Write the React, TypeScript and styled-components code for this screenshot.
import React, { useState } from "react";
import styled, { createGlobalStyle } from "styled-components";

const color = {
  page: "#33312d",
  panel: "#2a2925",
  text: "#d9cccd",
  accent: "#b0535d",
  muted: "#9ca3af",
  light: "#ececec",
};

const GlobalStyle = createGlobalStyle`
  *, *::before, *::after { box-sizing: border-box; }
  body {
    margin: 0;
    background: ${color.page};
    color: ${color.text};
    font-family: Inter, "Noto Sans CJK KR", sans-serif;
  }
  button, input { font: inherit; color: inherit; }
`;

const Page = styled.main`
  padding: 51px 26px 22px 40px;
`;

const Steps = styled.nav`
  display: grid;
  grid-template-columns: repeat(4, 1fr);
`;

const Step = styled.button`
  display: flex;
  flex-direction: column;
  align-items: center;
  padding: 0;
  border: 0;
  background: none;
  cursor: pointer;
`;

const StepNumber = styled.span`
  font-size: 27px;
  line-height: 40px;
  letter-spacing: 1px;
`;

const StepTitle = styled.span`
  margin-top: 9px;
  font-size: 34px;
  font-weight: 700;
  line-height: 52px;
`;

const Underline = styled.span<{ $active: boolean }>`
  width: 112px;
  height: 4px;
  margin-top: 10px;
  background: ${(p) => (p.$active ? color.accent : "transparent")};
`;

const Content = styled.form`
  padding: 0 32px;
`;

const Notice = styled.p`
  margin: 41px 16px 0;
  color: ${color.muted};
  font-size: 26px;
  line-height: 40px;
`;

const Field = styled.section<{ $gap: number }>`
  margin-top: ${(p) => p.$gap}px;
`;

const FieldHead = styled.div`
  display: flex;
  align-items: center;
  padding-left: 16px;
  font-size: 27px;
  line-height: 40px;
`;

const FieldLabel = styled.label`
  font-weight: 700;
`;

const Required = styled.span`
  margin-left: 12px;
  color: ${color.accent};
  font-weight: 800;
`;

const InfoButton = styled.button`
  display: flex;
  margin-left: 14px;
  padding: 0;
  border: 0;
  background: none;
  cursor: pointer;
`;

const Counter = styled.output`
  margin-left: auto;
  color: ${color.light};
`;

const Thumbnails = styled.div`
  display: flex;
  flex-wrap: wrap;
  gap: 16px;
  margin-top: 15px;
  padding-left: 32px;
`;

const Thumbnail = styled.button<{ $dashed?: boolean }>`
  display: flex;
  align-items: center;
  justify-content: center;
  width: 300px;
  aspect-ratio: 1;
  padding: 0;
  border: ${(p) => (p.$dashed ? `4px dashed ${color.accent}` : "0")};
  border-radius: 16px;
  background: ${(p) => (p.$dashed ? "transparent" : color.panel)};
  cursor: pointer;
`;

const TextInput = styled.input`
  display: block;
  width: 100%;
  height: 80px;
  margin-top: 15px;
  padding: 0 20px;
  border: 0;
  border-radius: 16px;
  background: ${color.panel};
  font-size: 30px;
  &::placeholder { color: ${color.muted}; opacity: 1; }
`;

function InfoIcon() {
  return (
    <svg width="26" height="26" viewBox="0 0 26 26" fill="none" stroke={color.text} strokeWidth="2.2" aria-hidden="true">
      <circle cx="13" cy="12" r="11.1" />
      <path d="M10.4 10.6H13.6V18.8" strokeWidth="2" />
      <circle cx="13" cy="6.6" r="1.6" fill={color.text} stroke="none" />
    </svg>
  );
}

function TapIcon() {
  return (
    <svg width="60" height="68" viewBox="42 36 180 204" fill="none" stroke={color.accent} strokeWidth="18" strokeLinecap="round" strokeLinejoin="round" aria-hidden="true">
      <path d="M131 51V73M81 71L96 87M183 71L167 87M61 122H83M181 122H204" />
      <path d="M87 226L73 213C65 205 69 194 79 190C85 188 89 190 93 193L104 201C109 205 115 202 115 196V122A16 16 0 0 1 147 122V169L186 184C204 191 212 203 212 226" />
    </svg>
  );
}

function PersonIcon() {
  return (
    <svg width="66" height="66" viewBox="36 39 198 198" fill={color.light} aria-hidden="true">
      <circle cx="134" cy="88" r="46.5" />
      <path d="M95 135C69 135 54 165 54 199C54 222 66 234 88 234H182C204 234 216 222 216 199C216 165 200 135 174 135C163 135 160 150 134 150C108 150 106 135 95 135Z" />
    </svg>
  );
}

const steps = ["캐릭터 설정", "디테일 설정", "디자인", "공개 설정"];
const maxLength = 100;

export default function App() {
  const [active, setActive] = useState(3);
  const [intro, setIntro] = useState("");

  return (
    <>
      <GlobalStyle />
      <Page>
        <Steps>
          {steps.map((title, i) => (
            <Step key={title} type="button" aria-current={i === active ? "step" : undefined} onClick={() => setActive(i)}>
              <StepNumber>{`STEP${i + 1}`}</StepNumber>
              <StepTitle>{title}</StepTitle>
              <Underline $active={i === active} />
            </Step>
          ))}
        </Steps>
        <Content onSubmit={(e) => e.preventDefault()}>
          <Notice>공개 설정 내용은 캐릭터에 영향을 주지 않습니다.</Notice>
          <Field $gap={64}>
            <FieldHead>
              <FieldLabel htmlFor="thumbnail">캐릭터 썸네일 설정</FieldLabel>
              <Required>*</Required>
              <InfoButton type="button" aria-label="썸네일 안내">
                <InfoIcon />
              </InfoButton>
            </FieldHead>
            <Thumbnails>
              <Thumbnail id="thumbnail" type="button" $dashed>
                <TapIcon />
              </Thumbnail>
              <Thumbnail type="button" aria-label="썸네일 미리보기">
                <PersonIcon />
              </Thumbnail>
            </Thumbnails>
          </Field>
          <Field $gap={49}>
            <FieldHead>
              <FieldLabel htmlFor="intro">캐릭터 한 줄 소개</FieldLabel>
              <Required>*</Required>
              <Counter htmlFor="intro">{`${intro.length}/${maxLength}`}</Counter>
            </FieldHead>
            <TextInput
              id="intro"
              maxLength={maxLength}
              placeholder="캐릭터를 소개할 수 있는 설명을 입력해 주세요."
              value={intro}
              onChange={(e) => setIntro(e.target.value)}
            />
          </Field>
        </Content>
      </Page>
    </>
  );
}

----

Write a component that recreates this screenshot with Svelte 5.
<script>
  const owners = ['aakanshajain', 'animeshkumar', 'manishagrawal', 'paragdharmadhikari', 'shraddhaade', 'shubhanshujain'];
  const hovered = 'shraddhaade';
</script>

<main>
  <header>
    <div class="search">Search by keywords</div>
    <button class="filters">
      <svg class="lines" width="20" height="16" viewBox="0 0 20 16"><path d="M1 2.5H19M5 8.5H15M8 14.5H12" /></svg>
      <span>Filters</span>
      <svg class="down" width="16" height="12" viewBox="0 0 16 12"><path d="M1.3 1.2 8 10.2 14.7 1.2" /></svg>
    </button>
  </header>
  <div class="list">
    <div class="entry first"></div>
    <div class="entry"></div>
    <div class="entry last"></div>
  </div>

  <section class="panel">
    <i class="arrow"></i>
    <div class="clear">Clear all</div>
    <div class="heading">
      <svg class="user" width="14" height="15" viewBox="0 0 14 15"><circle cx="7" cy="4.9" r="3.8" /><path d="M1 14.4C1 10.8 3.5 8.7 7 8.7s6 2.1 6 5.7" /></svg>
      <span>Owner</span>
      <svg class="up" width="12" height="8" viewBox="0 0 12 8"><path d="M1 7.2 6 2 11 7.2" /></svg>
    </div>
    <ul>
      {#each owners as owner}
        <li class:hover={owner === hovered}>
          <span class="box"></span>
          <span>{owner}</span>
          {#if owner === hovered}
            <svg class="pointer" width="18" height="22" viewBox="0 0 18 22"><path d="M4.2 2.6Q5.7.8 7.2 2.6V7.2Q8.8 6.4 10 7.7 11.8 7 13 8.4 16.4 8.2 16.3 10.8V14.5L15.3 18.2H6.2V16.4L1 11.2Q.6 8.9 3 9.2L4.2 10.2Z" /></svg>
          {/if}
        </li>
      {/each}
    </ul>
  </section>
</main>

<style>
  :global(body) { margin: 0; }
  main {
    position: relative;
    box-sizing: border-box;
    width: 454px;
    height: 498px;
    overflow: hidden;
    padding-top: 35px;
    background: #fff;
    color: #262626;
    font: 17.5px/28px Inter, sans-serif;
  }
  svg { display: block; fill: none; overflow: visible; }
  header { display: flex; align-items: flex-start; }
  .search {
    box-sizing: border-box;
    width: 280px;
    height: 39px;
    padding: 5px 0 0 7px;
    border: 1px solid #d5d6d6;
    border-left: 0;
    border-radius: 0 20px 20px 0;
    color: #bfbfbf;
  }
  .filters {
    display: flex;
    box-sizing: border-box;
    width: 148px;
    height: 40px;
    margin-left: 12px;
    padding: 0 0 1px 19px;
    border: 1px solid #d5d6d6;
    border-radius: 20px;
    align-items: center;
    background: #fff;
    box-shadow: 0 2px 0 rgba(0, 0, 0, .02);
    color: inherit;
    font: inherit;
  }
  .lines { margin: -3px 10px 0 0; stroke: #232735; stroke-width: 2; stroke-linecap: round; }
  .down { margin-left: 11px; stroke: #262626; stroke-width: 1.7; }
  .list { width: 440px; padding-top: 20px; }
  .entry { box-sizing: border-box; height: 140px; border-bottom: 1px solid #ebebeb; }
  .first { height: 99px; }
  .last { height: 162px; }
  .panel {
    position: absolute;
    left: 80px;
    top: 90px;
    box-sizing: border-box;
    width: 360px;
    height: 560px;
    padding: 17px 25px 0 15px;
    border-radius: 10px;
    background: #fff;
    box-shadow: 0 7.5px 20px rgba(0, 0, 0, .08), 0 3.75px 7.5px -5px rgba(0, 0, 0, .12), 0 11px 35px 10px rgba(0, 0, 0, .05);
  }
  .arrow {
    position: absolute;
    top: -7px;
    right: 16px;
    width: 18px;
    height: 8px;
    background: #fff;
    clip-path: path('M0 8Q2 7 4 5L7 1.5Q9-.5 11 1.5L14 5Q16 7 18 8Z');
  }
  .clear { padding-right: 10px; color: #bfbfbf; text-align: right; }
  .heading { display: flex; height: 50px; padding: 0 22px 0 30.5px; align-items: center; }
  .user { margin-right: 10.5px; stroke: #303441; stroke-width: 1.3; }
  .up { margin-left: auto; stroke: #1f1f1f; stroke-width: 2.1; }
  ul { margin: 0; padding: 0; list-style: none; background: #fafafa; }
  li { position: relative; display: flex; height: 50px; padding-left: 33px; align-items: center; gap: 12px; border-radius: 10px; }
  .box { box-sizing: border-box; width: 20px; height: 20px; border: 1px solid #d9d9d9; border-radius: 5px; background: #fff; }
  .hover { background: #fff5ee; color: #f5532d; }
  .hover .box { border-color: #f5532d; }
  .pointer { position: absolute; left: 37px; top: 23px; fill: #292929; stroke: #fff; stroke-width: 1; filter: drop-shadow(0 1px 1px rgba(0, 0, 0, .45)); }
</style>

----

Written instruction =>
Gather each line from the listing above that holds "Write".

Answer =>
Write the React, TypeScript and styled-components code for this screenshot.
Write a component that recreates this screenshot with Svelte 5.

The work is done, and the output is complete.